=== EXERCISE INPUT ===
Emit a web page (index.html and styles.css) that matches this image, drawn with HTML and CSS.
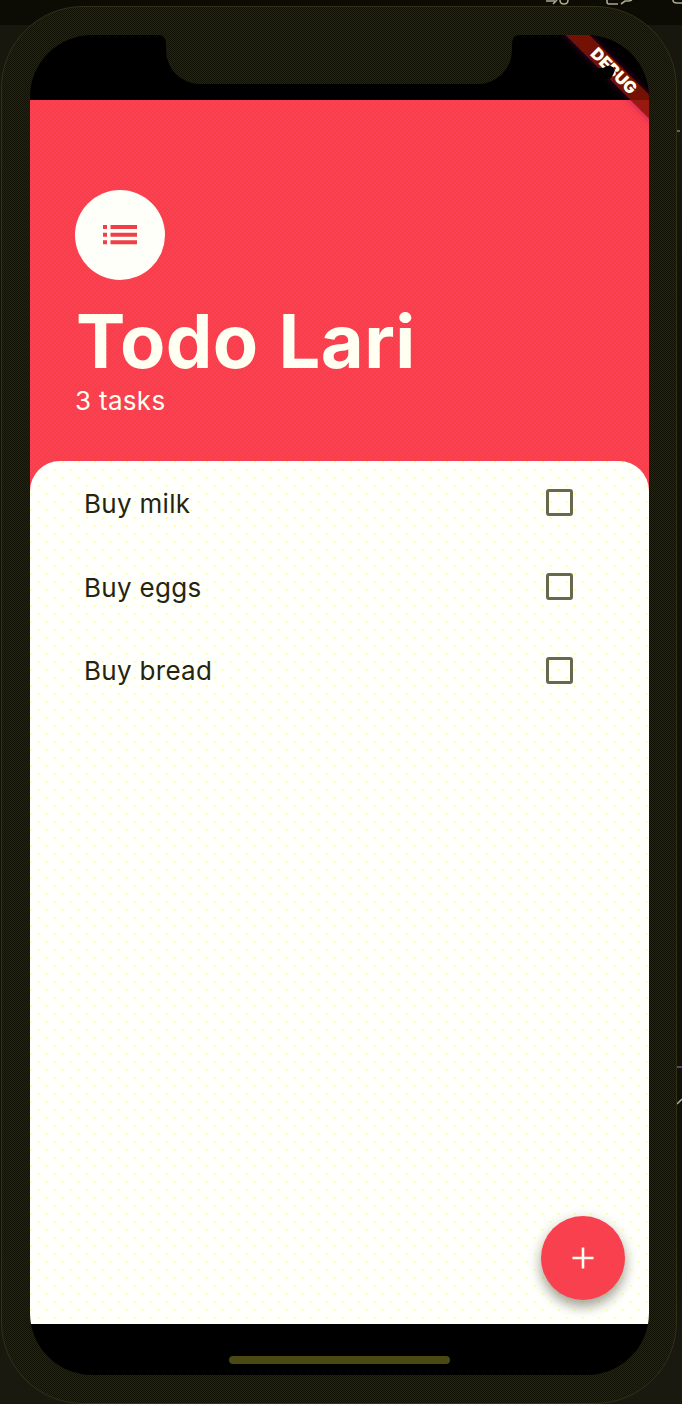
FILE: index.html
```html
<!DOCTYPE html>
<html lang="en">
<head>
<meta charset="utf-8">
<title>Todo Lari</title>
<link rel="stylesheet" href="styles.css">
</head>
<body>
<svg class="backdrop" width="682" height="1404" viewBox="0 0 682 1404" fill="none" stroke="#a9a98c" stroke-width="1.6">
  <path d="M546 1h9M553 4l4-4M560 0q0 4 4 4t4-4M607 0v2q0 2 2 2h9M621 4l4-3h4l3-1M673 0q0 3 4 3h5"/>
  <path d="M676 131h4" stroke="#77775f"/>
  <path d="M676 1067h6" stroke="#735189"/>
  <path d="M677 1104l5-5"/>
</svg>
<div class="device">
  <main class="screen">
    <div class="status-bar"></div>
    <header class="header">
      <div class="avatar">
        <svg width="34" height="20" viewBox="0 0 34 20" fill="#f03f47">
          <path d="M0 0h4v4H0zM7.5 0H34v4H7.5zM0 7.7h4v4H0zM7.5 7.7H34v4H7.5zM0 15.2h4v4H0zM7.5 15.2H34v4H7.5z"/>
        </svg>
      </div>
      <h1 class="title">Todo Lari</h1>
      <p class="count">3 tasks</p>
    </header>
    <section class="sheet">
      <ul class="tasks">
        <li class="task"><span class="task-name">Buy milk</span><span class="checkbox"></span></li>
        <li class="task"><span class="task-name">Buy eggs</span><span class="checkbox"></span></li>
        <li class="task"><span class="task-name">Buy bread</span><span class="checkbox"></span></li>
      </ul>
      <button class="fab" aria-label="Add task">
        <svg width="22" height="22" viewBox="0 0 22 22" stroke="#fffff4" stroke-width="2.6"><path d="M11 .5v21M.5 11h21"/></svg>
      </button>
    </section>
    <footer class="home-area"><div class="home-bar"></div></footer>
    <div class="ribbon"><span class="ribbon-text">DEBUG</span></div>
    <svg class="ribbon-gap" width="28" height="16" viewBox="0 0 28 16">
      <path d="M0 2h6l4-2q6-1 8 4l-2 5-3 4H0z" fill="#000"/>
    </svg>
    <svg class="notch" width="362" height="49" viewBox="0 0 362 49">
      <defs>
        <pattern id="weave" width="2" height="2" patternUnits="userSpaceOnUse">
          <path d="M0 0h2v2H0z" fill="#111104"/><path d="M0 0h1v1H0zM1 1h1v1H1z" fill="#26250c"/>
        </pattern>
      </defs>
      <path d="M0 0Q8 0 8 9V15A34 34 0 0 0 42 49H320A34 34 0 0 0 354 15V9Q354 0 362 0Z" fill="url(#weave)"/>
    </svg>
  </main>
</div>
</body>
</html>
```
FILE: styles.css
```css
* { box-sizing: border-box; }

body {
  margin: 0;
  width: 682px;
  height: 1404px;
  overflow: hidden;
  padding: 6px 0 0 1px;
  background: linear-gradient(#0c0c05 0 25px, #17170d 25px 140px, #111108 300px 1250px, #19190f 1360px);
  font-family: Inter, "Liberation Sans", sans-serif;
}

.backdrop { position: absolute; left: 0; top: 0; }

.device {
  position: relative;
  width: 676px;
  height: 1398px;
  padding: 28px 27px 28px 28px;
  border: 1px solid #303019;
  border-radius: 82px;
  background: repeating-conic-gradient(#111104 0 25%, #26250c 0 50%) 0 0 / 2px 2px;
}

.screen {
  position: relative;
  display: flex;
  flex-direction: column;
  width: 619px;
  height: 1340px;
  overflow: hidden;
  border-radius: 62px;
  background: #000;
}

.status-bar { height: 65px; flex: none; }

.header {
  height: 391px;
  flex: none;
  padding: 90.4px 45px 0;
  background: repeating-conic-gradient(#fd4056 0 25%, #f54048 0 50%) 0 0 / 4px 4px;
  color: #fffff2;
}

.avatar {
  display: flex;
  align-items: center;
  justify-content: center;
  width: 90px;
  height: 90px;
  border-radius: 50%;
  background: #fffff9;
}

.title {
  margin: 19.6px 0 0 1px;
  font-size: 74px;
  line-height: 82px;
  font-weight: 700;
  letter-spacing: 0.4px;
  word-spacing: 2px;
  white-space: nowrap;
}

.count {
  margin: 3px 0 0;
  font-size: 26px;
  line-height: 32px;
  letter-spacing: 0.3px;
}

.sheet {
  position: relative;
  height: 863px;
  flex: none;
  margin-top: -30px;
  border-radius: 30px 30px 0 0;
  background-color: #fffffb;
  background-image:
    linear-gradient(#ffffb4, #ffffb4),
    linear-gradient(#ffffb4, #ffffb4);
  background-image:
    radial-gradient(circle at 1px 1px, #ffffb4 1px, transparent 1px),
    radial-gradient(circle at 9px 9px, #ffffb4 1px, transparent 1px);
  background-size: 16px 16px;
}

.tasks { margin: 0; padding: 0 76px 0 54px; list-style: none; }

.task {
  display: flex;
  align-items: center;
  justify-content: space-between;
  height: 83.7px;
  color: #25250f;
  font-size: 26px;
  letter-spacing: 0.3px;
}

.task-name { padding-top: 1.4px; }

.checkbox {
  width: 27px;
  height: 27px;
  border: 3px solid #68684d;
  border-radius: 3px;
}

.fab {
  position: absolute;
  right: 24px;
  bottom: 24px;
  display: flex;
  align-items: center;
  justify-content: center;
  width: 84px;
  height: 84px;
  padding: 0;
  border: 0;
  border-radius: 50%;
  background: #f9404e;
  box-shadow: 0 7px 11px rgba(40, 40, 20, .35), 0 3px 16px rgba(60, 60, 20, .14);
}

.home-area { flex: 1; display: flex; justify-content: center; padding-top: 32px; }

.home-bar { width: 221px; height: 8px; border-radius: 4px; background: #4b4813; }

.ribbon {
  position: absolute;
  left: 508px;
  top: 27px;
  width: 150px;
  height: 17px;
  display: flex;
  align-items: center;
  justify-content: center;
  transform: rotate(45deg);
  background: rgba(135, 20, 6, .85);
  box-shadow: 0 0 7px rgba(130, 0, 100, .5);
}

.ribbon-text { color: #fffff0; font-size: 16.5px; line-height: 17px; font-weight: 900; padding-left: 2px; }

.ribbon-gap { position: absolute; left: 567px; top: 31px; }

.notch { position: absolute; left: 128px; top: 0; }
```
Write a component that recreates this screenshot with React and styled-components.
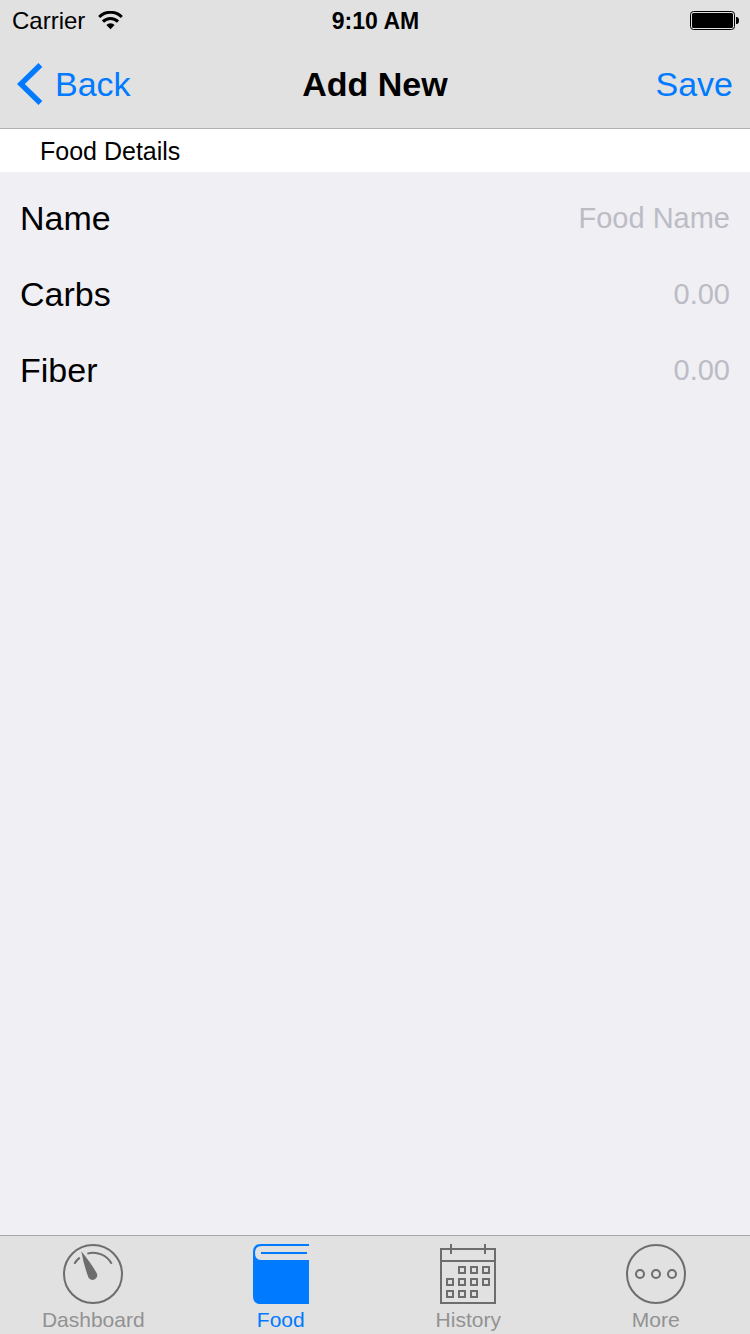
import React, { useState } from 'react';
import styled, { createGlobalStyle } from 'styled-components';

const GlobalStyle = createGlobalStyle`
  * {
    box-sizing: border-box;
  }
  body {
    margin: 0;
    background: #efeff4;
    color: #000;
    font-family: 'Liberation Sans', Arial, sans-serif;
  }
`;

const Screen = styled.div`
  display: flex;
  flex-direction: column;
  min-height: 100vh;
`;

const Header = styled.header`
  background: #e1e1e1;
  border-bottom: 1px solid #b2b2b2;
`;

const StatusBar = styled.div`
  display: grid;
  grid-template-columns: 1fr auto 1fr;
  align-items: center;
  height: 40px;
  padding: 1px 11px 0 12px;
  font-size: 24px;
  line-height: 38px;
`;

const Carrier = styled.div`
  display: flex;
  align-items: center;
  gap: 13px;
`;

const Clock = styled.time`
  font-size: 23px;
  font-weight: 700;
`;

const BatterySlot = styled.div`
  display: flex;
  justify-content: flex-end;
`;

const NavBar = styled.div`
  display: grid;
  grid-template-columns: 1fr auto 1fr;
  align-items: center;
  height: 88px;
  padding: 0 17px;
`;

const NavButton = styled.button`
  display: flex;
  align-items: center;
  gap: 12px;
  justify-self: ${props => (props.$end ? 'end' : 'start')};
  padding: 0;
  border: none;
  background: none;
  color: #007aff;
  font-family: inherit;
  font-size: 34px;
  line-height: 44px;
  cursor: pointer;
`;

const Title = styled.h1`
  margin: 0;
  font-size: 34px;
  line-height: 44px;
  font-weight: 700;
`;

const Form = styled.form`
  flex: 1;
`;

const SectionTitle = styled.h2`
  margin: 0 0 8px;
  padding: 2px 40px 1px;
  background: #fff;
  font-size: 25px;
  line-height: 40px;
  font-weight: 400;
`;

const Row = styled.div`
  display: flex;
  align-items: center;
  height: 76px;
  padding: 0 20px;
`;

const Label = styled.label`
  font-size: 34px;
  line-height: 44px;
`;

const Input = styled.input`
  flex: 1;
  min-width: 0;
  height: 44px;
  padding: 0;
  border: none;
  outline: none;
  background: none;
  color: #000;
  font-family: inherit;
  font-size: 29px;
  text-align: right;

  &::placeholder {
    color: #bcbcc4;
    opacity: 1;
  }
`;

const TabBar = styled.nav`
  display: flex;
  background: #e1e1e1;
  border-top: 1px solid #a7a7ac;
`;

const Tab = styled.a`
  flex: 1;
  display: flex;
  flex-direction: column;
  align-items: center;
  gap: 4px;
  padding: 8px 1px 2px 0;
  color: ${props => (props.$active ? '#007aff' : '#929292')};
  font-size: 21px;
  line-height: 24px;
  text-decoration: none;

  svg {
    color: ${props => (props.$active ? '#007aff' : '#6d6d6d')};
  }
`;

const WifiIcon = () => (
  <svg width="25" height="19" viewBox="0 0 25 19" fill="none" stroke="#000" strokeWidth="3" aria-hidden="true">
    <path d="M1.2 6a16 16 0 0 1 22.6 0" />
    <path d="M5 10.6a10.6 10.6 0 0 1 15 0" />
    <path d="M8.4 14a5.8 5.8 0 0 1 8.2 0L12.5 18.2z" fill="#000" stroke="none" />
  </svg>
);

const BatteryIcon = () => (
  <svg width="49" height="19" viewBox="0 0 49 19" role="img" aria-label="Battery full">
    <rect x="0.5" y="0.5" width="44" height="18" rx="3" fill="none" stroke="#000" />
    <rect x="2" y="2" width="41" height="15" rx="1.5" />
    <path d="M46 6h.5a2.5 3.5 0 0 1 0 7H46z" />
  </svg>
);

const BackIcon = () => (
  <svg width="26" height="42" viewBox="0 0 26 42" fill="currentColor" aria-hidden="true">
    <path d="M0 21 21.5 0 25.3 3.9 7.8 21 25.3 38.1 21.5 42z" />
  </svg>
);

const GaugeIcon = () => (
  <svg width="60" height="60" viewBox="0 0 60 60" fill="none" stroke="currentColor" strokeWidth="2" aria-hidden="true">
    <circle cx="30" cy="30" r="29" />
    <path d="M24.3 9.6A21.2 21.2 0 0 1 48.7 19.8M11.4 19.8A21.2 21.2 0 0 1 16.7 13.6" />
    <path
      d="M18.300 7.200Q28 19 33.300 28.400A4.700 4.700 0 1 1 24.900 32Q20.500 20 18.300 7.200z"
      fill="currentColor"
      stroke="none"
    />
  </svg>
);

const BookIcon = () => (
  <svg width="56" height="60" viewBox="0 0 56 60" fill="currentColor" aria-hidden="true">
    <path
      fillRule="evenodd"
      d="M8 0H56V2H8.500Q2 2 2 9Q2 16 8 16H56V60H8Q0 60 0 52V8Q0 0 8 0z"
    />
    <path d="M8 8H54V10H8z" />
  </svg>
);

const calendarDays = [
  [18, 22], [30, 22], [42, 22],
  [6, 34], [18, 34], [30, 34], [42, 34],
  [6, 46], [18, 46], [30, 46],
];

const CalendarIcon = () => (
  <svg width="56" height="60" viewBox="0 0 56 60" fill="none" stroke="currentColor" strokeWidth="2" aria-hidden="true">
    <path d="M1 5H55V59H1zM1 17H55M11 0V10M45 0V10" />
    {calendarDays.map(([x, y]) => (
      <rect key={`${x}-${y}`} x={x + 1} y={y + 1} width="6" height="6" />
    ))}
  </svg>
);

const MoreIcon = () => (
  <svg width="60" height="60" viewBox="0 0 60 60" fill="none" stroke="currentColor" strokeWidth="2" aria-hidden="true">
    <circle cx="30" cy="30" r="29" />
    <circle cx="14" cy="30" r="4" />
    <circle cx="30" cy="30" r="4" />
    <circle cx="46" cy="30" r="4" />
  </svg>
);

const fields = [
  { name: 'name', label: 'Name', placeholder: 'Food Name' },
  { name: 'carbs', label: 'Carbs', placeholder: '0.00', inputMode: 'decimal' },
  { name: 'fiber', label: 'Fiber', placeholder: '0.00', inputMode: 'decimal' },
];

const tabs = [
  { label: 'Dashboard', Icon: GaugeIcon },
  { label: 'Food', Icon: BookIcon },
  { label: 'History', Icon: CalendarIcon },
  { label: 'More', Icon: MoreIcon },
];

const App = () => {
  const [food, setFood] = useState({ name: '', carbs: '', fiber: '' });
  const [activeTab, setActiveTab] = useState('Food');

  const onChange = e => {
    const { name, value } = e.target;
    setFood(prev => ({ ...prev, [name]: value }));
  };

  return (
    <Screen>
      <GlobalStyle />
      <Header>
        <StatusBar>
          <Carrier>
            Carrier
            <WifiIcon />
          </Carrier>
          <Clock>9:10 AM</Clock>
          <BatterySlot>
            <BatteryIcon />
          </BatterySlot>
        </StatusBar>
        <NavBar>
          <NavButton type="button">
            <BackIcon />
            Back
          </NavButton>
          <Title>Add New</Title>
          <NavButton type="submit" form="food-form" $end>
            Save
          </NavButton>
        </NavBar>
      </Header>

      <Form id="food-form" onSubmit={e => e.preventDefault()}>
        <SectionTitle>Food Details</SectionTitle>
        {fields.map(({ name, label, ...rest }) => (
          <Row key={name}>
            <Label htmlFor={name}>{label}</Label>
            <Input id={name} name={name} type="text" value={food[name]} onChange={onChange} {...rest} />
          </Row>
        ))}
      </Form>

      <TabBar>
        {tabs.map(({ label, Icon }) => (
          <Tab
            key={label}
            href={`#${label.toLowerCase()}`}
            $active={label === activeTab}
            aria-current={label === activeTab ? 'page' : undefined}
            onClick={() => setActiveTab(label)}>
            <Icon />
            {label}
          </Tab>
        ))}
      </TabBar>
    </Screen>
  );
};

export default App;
===
** THE PROBLEM **
List the lines of the records where "that" occurs.

** THE REPLY **
Emit a web page (index.html and styles.css) that matches this image, drawn with HTML and CSS.
Write a component that recreates this screenshot with React and styled-components.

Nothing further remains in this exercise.